WHAT IS REQUIRED: Copy out all lines of the records in which the word "this" appears.

SOURCE DATA:
▽
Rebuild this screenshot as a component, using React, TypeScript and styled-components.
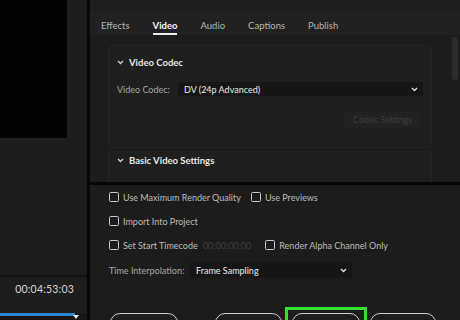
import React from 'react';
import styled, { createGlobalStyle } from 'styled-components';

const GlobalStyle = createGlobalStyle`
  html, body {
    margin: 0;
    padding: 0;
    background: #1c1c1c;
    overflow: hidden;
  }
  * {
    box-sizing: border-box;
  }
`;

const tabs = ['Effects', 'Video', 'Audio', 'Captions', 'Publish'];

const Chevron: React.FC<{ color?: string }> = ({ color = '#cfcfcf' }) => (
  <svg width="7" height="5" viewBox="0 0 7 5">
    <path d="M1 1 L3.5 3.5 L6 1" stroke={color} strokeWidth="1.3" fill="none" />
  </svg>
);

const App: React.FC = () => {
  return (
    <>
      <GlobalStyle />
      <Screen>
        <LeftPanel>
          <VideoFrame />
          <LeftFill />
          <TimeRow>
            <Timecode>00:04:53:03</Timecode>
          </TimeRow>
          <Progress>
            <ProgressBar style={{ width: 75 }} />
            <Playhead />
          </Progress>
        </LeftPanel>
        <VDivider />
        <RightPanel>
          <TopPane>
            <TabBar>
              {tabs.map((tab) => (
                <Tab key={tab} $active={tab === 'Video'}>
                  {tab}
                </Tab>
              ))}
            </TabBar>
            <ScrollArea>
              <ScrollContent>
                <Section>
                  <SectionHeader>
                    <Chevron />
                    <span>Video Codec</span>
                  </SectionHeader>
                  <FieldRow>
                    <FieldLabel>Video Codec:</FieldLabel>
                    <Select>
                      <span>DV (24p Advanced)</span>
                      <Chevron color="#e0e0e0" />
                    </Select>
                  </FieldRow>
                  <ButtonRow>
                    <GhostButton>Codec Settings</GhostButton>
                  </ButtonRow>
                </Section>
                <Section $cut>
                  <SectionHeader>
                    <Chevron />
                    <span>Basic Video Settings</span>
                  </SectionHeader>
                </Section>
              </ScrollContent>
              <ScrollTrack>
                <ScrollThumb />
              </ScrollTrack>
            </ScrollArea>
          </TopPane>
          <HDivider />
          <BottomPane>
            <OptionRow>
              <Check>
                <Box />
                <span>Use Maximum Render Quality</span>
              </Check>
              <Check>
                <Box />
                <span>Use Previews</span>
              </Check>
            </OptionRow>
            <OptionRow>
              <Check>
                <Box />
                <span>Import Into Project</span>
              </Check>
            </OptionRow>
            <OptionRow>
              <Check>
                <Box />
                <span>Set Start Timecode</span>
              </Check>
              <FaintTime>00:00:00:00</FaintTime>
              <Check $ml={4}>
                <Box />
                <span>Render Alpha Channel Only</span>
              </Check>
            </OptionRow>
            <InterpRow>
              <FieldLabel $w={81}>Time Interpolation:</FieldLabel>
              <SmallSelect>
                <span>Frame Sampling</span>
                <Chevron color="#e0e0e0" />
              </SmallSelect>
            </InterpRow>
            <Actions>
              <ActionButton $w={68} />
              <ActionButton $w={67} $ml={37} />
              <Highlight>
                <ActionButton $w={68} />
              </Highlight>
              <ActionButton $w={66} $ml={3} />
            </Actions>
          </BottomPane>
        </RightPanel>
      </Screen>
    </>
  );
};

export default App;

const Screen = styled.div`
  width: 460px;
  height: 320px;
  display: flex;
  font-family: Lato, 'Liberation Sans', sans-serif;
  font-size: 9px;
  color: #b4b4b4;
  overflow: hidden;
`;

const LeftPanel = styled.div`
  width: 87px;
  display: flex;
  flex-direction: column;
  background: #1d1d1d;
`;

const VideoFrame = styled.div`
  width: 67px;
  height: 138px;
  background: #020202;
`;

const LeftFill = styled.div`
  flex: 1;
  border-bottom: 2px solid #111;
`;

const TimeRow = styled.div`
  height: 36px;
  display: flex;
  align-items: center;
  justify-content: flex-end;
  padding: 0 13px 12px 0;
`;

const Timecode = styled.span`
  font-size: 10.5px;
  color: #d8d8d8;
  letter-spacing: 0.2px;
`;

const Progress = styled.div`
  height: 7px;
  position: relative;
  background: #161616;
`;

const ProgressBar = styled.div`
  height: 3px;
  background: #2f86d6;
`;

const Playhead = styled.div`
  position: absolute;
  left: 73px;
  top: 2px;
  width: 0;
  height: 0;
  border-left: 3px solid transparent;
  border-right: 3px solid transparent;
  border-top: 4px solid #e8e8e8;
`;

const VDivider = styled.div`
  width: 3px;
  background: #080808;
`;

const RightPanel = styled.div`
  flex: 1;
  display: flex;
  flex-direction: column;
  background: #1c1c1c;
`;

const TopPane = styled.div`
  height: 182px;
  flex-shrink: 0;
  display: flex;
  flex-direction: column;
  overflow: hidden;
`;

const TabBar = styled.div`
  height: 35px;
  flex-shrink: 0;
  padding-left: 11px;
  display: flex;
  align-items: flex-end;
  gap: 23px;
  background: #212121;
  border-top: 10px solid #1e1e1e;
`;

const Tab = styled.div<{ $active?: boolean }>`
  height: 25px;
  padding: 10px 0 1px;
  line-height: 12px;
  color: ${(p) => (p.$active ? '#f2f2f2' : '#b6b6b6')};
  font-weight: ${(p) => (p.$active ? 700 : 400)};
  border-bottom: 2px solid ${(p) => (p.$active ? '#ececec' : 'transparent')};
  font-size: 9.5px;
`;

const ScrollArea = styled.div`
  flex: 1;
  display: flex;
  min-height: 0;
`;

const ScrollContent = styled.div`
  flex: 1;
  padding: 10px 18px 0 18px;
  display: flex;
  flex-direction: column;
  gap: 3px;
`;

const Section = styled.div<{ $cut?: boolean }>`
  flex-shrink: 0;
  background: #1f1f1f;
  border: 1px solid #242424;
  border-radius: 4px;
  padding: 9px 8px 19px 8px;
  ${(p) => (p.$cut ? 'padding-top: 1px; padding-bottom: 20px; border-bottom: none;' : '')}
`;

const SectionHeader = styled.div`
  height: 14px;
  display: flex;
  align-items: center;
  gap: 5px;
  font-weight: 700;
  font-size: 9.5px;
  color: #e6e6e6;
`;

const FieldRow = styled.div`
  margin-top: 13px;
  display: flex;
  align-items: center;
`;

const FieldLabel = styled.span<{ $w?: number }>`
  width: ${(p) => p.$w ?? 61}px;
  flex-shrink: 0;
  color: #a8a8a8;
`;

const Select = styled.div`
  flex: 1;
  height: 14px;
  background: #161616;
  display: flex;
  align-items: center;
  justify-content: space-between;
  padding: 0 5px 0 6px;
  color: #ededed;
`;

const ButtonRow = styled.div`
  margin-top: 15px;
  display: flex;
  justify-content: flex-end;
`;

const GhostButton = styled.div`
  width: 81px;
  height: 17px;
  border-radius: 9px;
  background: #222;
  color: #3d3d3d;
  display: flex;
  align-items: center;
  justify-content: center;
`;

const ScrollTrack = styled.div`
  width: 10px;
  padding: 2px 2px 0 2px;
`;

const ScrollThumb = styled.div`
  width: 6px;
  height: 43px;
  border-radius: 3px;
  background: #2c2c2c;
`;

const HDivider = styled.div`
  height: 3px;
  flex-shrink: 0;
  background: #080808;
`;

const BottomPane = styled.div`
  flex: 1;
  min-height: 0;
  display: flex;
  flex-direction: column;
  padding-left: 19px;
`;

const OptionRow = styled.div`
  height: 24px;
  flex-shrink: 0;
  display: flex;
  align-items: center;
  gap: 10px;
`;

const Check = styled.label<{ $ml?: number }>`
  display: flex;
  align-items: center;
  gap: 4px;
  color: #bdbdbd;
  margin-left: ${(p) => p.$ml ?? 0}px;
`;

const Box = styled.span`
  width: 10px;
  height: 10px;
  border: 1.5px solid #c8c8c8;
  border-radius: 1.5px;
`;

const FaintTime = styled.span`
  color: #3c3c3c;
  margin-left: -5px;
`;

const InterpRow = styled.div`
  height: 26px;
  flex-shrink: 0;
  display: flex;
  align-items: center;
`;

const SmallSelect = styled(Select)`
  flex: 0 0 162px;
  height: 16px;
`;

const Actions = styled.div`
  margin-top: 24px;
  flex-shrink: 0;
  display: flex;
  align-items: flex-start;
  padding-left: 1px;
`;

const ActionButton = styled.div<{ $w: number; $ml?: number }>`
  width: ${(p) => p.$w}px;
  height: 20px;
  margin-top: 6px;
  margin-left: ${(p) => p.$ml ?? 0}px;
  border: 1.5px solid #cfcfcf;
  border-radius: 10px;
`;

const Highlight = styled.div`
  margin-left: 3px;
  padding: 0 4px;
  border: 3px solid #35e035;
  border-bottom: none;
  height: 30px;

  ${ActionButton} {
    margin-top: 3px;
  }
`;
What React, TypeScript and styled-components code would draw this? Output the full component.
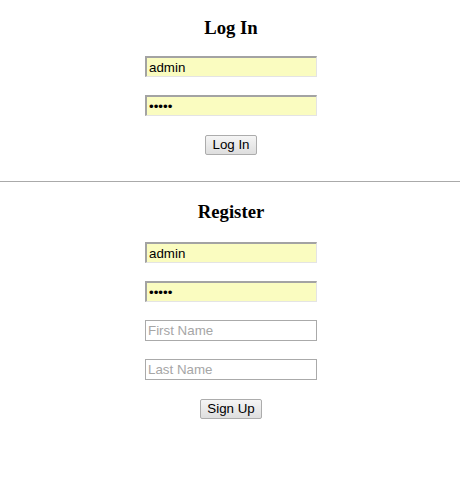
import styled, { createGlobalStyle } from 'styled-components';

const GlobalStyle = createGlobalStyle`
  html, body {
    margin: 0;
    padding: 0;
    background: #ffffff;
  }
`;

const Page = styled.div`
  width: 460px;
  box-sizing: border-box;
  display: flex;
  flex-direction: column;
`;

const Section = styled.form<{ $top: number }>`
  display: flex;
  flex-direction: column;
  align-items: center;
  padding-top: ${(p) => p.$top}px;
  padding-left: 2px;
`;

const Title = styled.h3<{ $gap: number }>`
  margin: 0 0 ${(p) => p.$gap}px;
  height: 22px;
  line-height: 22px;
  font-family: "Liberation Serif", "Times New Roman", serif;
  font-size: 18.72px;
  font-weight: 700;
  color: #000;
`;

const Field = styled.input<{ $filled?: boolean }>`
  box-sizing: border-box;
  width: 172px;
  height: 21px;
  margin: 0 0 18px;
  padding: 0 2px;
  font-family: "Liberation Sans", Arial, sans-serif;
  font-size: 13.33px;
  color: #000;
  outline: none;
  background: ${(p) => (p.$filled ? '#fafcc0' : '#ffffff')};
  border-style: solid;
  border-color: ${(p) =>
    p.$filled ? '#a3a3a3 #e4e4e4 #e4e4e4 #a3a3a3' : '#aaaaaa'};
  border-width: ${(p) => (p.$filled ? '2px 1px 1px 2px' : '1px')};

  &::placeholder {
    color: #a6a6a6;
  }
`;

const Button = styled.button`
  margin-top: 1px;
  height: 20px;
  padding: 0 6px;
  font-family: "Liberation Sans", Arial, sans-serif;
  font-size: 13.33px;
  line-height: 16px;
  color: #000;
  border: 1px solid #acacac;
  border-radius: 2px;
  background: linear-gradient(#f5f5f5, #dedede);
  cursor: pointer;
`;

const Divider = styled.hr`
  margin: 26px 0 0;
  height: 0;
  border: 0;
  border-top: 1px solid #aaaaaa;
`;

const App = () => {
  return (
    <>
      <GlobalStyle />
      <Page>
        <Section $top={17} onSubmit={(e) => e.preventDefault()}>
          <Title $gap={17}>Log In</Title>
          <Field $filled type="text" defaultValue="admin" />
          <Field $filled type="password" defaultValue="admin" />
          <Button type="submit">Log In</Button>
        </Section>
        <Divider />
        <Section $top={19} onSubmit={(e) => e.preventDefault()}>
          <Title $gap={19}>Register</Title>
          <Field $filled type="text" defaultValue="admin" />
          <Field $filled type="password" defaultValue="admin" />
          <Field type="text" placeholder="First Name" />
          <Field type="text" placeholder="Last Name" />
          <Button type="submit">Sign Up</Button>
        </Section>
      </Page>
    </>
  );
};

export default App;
△
SOLVED PROBLEM:
Rebuild this screenshot as a component, using React, TypeScript and styled-components.
What React, TypeScript and styled-components code would draw this? Output the full component.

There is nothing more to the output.